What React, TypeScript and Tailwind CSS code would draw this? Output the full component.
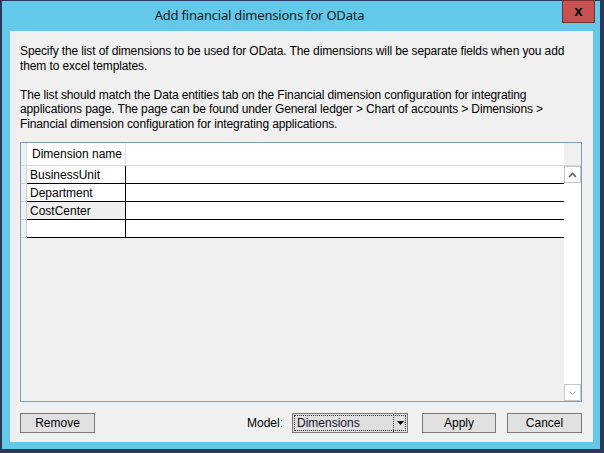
import { ReactNode } from "react";

const ui = { fontFamily: '"Liberation Sans", Arial, sans-serif' };

const rows = ["BusinessUnit", "Department", "CostCenter", ""];

function Button({ label, className }: { label: string; className?: string }) {
    return (
        <button className={`h-[20px] border border-[#7a7a7a] bg-[#e1e1e1] text-[12px] leading-none text-black ${className ?? "w-[75px]"}`}>
            {label}
        </button>
    );
}

function ScrollBox({ children }: { children: ReactNode }) {
    return (
        <div className="flex h-[17px] w-[17px] items-center justify-center border border-[#c8c8c8] bg-white">
            {children}
        </div>
    );
}

function DimensionGrid() {
    return (
        <div className="flex h-[260px] flex-col border border-[#7f9bbd] bg-[#f0f0f0]">
            {/* header */}
            <div className="flex h-[23px] border-b border-[#d9d9d9]">
                <div className="w-[6px] border-r border-[#e0e0e0] bg-[#f0f0f0]" />
                <div className="flex w-[99px] items-center border-r border-[#e4e4e4] bg-white pl-[5px] text-[12px] text-black">
                    Dimension name
                </div>
                <div className="flex-1 bg-white" />
                <div className="w-[17px] bg-[#f0f0f0]" />
            </div>
            <div className="flex flex-1">
                <div className="flex flex-1 flex-col">
                    {rows.map((r, i) => (
                        <div key={i} className="flex h-[18px]">
                            <div className="w-[6px] border-b border-r border-[#d0d0d0] bg-[#f0f0f0]" />
                            <div
                                className={`flex w-[99px] items-center border-b border-r border-black pl-[3px] text-[12px] text-black ${
                                    r === "CostCenter" ? "bg-[#efefef]" : "bg-white"
                                }`}
                            >
                                {r}
                            </div>
                            <div className="flex-1 border-b border-black bg-white" />
                        </div>
                    ))}
                </div>
                {/* vertical scrollbar */}
                <div className="flex w-[17px] flex-col justify-between bg-white">
                    <ScrollBox>
                        <svg width="9" height="6" viewBox="0 0 9 6">
                            <path d="M1 5 L4.5 1.5 L8 5" fill="none" stroke="#606060" strokeWidth="1.6" />
                        </svg>
                    </ScrollBox>
                    <ScrollBox>
                        <svg width="9" height="6" viewBox="0 0 9 6">
                            <path d="M1.5 1.5 L4.5 4.5 L7.5 1.5" fill="none" stroke="#a0a0a0" strokeWidth="1" />
                        </svg>
                    </ScrollBox>
                </div>
            </div>
        </div>
    );
}

export default function App() {
    return (
        <div className="h-[453px] w-[604px] bg-[#2a3a56] pb-[4px] pl-[2px] pr-[4px] pt-[1px]" style={ui}>
            <div className="relative flex h-full flex-col bg-[#64c8ea] pb-[7px] pl-[8px] pr-[7px]">
                {/* title bar */}
                <div className="flex h-[30px] items-center justify-center pr-[84px] text-[13px] tracking-[-0.2px] text-[#1b1b1b]" style={{ fontFamily: '"Noto Sans", "Open Sans", sans-serif' }}>
                    Add financial dimensions for OData
                </div>
                <button className="absolute right-[5px] top-[-1px] flex h-[23px] w-[33px] items-center justify-center border border-[#7a2f2f] bg-[#c75050] pb-[2px] text-[15px] font-bold leading-none text-black">
                    x
                </button>

                {/* client area */}
                <div className="flex flex-1 flex-col bg-[#f0f0f0] pb-[9px] pl-[10px] pr-[11px] pt-[13px] text-black">
                    <div className="whitespace-nowrap text-[12px] leading-[14.5px] tracking-[-0.12px]">
                        <p>Specify the list of dimensions to be used for OData. The dimensions will be separate fields when you add</p>
                        <p>them to excel templates.</p>
                        <p>&nbsp;</p>
                        <p>The list should match the Data entities tab on the Financial dimension configuration for integrating</p>
                        <p>applications page. The page can be found under General ledger &gt; Chart of accounts &gt; Dimensions &gt;</p>
                        <p>Financial dimension configuration for integrating applications.</p>
                    </div>

                    <div className="mt-[11px]">
                        <DimensionGrid />
                    </div>

                    <div className="mt-[11px] flex items-center">
                        <Button label="Remove" />
                        <div className="flex-1" />
                        <span className="mr-[9px] text-[12px]">Model:</span>
                        <div className="relative flex h-[20px] w-[116px] items-center border border-[#7a7a7a] bg-[#e0e0e0]">
                            <div className="absolute inset-[1px] border border-dotted border-[#333]" />
                            <span className="flex-1 pl-[4px] text-[12px] text-[#101030]">Dimensions</span>
                            <div className="flex h-full w-[14px] items-center justify-center border-l border-dotted border-[#333]">
                                <svg width="7" height="4" viewBox="0 0 7 4">
                                    <path d="M0 0 H7 L3.5 4 Z" fill="#000" />
                                </svg>
                            </div>
                        </div>
                        <Button label="Apply" className="ml-[14px] w-[74px]" />
                        <Button label="Cancel" className="ml-[11px] w-[75px]" />
                    </div>
                </div>
            </div>
        </div>
    );
}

::::::

Work to do -> Reproduce the whole listing word for word, setting aside any pictures.

Answer to this task ->
What React, TypeScript and Tailwind CSS code would draw this? Output the full component.
import { ReactNode } from "react";

const ui = { fontFamily: '"Liberation Sans", Arial, sans-serif' };

const rows = ["BusinessUnit", "Department", "CostCenter", ""];

function Button({ label, className }: { label: string; className?: string }) {
    return (
        <button className={`h-[20px] border border-[#7a7a7a] bg-[#e1e1e1] text-[12px] leading-none text-black ${className ?? "w-[75px]"}`}>
            {label}
        </button>
    );
}

function ScrollBox({ children }: { children: ReactNode }) {
    return (
        <div className="flex h-[17px] w-[17px] items-center justify-center border border-[#c8c8c8] bg-white">
            {children}
        </div>
    );
}

function DimensionGrid() {
    return (
        <div className="flex h-[260px] flex-col border border-[#7f9bbd] bg-[#f0f0f0]">
            {/* header */}
            <div className="flex h-[23px] border-b border-[#d9d9d9]">
                <div className="w-[6px] border-r border-[#e0e0e0] bg-[#f0f0f0]" />
                <div className="flex w-[99px] items-center border-r border-[#e4e4e4] bg-white pl-[5px] text-[12px] text-black">
                    Dimension name
                </div>
                <div className="flex-1 bg-white" />
                <div className="w-[17px] bg-[#f0f0f0]" />
            </div>
            <div className="flex flex-1">
                <div className="flex flex-1 flex-col">
                    {rows.map((r, i) => (
                        <div key={i} className="flex h-[18px]">
                            <div className="w-[6px] border-b border-r border-[#d0d0d0] bg-[#f0f0f0]" />
                            <div
                                className={`flex w-[99px] items-center border-b border-r border-black pl-[3px] text-[12px] text-black ${
                                    r === "CostCenter" ? "bg-[#efefef]" : "bg-white"
                                }`}
                            >
                                {r}
                            </div>
                            <div className="flex-1 border-b border-black bg-white" />
                        </div>
                    ))}
                </div>
                {/* vertical scrollbar */}
                <div className="flex w-[17px] flex-col justify-between bg-white">
                    <ScrollBox>
                        <svg width="9" height="6" viewBox="0 0 9 6">
                            <path d="M1 5 L4.5 1.5 L8 5" fill="none" stroke="#606060" strokeWidth="1.6" />
                        </svg>
                    </ScrollBox>
                    <ScrollBox>
                        <svg width="9" height="6" viewBox="0 0 9 6">
                            <path d="M1.5 1.5 L4.5 4.5 L7.5 1.5" fill="none" stroke="#a0a0a0" strokeWidth="1" />
                        </svg>
                    </ScrollBox>
                </div>
            </div>
        </div>
    );
}

export default function App() {
    return (
        <div className="h-[453px] w-[604px] bg-[#2a3a56] pb-[4px] pl-[2px] pr-[4px] pt-[1px]" style={ui}>
            <div className="relative flex h-full flex-col bg-[#64c8ea] pb-[7px] pl-[8px] pr-[7px]">
                {/* title bar */}
                <div className="flex h-[30px] items-center justify-center pr-[84px] text-[13px] tracking-[-0.2px] text-[#1b1b1b]" style={{ fontFamily: '"Noto Sans", "Open Sans", sans-serif' }}>
                    Add financial dimensions for OData
                </div>
                <button className="absolute right-[5px] top-[-1px] flex h-[23px] w-[33px] items-center justify-center border border-[#7a2f2f] bg-[#c75050] pb-[2px] text-[15px] font-bold leading-none text-black">
                    x
                </button>

                {/* client area */}
                <div className="flex flex-1 flex-col bg-[#f0f0f0] pb-[9px] pl-[10px] pr-[11px] pt-[13px] text-black">
                    <div className="whitespace-nowrap text-[12px] leading-[14.5px] tracking-[-0.12px]">
                        <p>Specify the list of dimensions to be used for OData. The dimensions will be separate fields when you add</p>
                        <p>them to excel templates.</p>
                        <p>&nbsp;</p>
                        <p>The list should match the Data entities tab on the Financial dimension configuration for integrating</p>
                        <p>applications page. The page can be found under General ledger &gt; Chart of accounts &gt; Dimensions &gt;</p>
                        <p>Financial dimension configuration for integrating applications.</p>
                    </div>

                    <div className="mt-[11px]">
                        <DimensionGrid />
                    </div>

                    <div className="mt-[11px] flex items-center">
                        <Button label="Remove" />
                        <div className="flex-1" />
                        <span className="mr-[9px] text-[12px]">Model:</span>
                        <div className="relative flex h-[20px] w-[116px] items-center border border-[#7a7a7a] bg-[#e0e0e0]">
                            <div className="absolute inset-[1px] border border-dotted border-[#333]" />
                            <span className="flex-1 pl-[4px] text-[12px] text-[#101030]">Dimensions</span>
                            <div className="flex h-full w-[14px] items-center justify-center border-l border-dotted border-[#333]">
                                <svg width="7" height="4" viewBox="0 0 7 4">
                                    <path d="M0 0 H7 L3.5 4 Z" fill="#000" />
                                </svg>
                            </div>
                        </div>
                        <Button label="Apply" className="ml-[14px] w-[74px]" />
                        <Button label="Cancel" className="ml-[11px] w-[75px]" />
                    </div>
                </div>
            </div>
        </div>
    );
}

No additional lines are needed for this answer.